How we each deal with adversity and the grim realities of what it means to be human says so much about who we are as individuals. Take the case of two public figures who revealed this summer that they are both "battling," as they say, cancer: noted author and journalist Christopher Hitchens and actor Michael Douglas, both in their sixties, who suffer from similar afflictions.
Douglas, the offspring of Hollywood royalty, grew up in privilege that surely boosted his rise up the ladder of success, starting with a prominent role on TV's The Streets of San Francisco in the 1970s. Now suffering from advanced stage 4 throat cancer, he trumpets "I'll beat this!" in 30-point type from the cover of People magazine. Hitchens, on the other hand, an avowed anti-theist who's the product of a hardscrabble English military upbringing, continues to write eloquent, realistic observations about facing the death that his metastic esophageal cancer, which has spread to his lungs and lymph nodes, seems to indicate is inescapable.

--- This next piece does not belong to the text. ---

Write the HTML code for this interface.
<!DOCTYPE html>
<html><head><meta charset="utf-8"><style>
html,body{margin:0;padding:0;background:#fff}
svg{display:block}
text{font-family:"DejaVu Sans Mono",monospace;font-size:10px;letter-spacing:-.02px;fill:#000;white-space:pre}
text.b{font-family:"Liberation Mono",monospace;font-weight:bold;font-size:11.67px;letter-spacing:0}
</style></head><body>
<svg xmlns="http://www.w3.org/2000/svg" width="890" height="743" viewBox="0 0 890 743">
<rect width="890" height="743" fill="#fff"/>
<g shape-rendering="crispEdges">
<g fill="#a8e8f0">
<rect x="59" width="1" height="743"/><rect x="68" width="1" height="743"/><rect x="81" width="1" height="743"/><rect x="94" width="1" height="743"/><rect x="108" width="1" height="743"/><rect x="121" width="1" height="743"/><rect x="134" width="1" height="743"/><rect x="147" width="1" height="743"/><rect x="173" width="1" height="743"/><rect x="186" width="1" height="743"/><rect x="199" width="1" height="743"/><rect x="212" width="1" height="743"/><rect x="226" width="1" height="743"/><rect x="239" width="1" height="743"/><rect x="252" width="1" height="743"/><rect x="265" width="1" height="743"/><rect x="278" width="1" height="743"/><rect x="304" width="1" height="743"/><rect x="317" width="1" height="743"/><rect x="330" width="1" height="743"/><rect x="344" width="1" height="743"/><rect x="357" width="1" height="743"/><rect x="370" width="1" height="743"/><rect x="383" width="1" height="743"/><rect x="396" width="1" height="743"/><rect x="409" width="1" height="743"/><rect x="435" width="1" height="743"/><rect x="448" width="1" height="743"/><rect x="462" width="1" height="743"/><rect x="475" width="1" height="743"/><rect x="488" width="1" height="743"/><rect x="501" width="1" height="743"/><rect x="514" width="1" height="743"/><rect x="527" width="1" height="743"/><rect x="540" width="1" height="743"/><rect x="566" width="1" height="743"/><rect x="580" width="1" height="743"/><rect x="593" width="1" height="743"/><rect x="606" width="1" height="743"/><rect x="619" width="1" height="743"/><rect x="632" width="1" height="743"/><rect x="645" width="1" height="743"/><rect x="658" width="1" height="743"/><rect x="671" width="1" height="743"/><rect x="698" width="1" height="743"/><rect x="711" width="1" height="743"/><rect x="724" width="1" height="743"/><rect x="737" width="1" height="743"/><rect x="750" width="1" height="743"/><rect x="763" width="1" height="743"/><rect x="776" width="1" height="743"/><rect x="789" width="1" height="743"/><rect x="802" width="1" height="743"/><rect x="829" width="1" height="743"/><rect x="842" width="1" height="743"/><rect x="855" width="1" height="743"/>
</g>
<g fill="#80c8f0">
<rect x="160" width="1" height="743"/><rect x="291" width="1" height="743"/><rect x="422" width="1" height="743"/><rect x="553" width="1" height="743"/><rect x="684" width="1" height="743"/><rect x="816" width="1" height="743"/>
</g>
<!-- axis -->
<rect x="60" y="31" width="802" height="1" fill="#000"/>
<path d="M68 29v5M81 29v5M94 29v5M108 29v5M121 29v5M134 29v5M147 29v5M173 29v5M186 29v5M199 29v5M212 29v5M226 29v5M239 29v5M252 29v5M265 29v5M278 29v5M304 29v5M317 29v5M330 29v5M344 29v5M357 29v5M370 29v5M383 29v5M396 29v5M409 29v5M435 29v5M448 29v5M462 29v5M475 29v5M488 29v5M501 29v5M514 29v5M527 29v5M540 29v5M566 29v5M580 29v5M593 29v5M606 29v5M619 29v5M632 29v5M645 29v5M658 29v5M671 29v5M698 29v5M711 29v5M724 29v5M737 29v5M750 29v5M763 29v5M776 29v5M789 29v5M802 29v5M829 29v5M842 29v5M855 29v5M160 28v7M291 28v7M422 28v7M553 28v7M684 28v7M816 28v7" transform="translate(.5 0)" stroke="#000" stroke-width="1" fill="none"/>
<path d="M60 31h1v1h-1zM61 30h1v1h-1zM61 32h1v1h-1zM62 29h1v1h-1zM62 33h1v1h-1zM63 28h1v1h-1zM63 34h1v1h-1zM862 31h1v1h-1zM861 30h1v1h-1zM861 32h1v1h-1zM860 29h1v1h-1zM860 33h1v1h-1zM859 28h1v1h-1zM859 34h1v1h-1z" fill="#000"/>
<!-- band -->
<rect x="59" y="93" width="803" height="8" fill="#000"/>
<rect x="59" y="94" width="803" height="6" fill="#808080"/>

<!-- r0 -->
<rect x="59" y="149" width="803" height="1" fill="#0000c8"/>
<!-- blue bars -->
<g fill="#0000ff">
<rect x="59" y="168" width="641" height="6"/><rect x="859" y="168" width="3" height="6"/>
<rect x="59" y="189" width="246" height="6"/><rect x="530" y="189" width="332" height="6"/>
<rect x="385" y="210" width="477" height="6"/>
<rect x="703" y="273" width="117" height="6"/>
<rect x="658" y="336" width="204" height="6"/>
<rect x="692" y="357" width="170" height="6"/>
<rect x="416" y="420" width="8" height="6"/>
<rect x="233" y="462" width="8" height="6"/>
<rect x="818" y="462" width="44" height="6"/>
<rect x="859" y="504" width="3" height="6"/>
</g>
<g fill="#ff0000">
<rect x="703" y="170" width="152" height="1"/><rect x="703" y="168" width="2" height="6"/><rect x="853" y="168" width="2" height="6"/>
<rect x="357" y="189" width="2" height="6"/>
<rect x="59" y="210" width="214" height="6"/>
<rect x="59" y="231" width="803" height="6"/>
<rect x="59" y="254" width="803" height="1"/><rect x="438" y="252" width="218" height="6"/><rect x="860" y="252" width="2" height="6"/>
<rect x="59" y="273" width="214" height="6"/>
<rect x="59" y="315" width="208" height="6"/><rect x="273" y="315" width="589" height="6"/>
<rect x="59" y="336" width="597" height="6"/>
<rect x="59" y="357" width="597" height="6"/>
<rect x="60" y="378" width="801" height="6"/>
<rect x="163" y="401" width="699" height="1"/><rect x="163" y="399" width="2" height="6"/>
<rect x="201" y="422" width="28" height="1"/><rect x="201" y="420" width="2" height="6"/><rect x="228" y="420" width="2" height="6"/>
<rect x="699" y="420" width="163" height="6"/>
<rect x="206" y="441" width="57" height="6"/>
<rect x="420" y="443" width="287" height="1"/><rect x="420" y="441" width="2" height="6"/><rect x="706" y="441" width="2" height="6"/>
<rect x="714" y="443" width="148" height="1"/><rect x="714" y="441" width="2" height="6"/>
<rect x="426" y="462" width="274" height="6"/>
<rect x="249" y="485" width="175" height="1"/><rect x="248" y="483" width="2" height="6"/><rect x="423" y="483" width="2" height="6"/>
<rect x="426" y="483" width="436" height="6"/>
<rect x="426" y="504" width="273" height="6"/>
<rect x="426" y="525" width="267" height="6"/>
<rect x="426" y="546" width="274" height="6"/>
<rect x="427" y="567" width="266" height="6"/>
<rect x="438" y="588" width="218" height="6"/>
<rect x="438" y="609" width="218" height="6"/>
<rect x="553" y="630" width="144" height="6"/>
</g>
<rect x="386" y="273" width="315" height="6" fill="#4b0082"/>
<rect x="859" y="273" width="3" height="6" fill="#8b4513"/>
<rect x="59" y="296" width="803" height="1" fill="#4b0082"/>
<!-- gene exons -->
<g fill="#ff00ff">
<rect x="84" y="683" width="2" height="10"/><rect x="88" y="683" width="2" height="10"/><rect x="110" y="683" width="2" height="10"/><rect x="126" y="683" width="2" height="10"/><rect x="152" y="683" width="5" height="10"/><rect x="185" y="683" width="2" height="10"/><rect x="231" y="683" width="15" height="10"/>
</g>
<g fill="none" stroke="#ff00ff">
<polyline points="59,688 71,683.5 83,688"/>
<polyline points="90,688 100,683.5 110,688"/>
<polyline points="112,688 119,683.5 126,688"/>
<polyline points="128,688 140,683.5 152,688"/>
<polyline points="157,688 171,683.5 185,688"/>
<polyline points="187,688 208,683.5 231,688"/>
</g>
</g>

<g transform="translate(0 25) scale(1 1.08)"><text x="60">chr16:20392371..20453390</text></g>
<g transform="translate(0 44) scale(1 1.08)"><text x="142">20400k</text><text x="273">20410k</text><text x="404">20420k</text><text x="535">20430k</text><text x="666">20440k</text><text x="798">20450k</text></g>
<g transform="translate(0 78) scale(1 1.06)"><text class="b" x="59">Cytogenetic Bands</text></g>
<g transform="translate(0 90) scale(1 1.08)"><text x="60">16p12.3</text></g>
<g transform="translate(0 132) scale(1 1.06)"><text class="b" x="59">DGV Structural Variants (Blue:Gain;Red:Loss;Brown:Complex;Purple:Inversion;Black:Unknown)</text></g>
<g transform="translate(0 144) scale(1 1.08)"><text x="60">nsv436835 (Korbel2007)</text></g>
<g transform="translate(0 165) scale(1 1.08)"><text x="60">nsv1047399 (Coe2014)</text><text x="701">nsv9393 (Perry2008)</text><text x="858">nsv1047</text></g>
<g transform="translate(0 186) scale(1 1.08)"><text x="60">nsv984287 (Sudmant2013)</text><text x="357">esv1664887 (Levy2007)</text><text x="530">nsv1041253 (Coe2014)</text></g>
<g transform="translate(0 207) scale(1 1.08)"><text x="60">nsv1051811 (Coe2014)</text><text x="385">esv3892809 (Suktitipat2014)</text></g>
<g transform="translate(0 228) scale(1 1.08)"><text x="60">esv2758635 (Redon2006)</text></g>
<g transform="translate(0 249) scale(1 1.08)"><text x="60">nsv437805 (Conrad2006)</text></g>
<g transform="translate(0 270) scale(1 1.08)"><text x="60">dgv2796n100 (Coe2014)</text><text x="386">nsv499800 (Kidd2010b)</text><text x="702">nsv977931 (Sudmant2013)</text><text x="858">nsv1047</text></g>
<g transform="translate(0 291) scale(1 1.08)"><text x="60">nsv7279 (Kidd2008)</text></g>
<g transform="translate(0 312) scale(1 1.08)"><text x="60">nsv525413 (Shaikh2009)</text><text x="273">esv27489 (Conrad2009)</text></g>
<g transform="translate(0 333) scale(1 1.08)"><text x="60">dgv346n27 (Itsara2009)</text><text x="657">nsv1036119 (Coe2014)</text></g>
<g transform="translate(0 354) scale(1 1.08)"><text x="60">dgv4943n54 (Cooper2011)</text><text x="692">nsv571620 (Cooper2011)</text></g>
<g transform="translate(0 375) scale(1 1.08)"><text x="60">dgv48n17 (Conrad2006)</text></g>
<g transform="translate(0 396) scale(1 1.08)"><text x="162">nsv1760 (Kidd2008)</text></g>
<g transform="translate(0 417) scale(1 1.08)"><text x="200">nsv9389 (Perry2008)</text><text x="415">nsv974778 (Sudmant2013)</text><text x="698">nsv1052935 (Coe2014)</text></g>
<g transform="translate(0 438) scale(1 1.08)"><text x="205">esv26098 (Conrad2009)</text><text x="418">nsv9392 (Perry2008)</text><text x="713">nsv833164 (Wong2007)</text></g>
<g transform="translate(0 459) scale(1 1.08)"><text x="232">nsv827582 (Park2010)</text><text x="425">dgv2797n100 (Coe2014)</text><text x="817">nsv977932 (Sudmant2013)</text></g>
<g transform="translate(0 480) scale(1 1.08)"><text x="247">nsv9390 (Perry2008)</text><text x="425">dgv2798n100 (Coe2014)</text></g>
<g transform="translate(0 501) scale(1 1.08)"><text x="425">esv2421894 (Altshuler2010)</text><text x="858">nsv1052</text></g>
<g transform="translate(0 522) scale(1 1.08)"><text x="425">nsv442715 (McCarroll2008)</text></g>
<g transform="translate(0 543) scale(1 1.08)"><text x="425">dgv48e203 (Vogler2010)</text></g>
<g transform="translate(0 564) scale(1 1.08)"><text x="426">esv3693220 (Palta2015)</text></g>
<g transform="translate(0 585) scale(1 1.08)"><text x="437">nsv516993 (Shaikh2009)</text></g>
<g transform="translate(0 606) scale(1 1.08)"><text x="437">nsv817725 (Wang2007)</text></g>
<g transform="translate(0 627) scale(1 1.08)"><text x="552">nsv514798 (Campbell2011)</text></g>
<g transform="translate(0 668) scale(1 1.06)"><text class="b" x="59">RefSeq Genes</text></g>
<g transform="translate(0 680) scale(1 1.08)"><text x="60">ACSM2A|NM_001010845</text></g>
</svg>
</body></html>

Douglas' upbeat outlook strikes me as narcissistic and foolish, a product of what writer Barbara Ehrenreich brands "bright-sided positive thinking." Having received a cancer diagnosis herself, she defied the self-help thinking and infantilized therapy that steers disease management and derails a patient's ability to come to terms with terminal illness. It's in keeping with the self-image of a celebrity like Douglas, who has been in the public eye since birth, to think that he can overcome what is essentially a death sentence, and consistent with the outlook of the contemporary medical industry to let terminally ill people believe that they can continuously bang their heads against the bulkhead of mortality and somehow break through. There's also a tang of hypocrisy around Douglas' fervency. Douglas is a lifelong smoker, party hound, and self-admitted compulsive sex addict who just this year used his celebrity status to mitigate the sentencing of his adult son for dealing methamphetamine. Google "Catherine Zeta Jones smoking" and you'll come across a gallery of images showing the actor's wife smoking cigarets in the advanced stages of pregnancy.
Hitchens, whose body of work has been both provocative and prodigious, makes no qualms about his own lifelong abuses of the flesh, and that's just one more layer of introspection he adds to his pragmatism about his illness. Yes, the writer is currently enduring the requisite rounds of chemo for the sake of his wife and children, but he's also contemplating the abyss with the same eloquence and realism that he's used to broach such topics as Islamic radicalism, Mother Teresa's messianic adulation, and waterboarding. In the current issue of Vanity Fair, he even evaluates online postings from supposed Christians who say his cancer is God's retribution for the blaspheming he conducted with his now afflicted throat.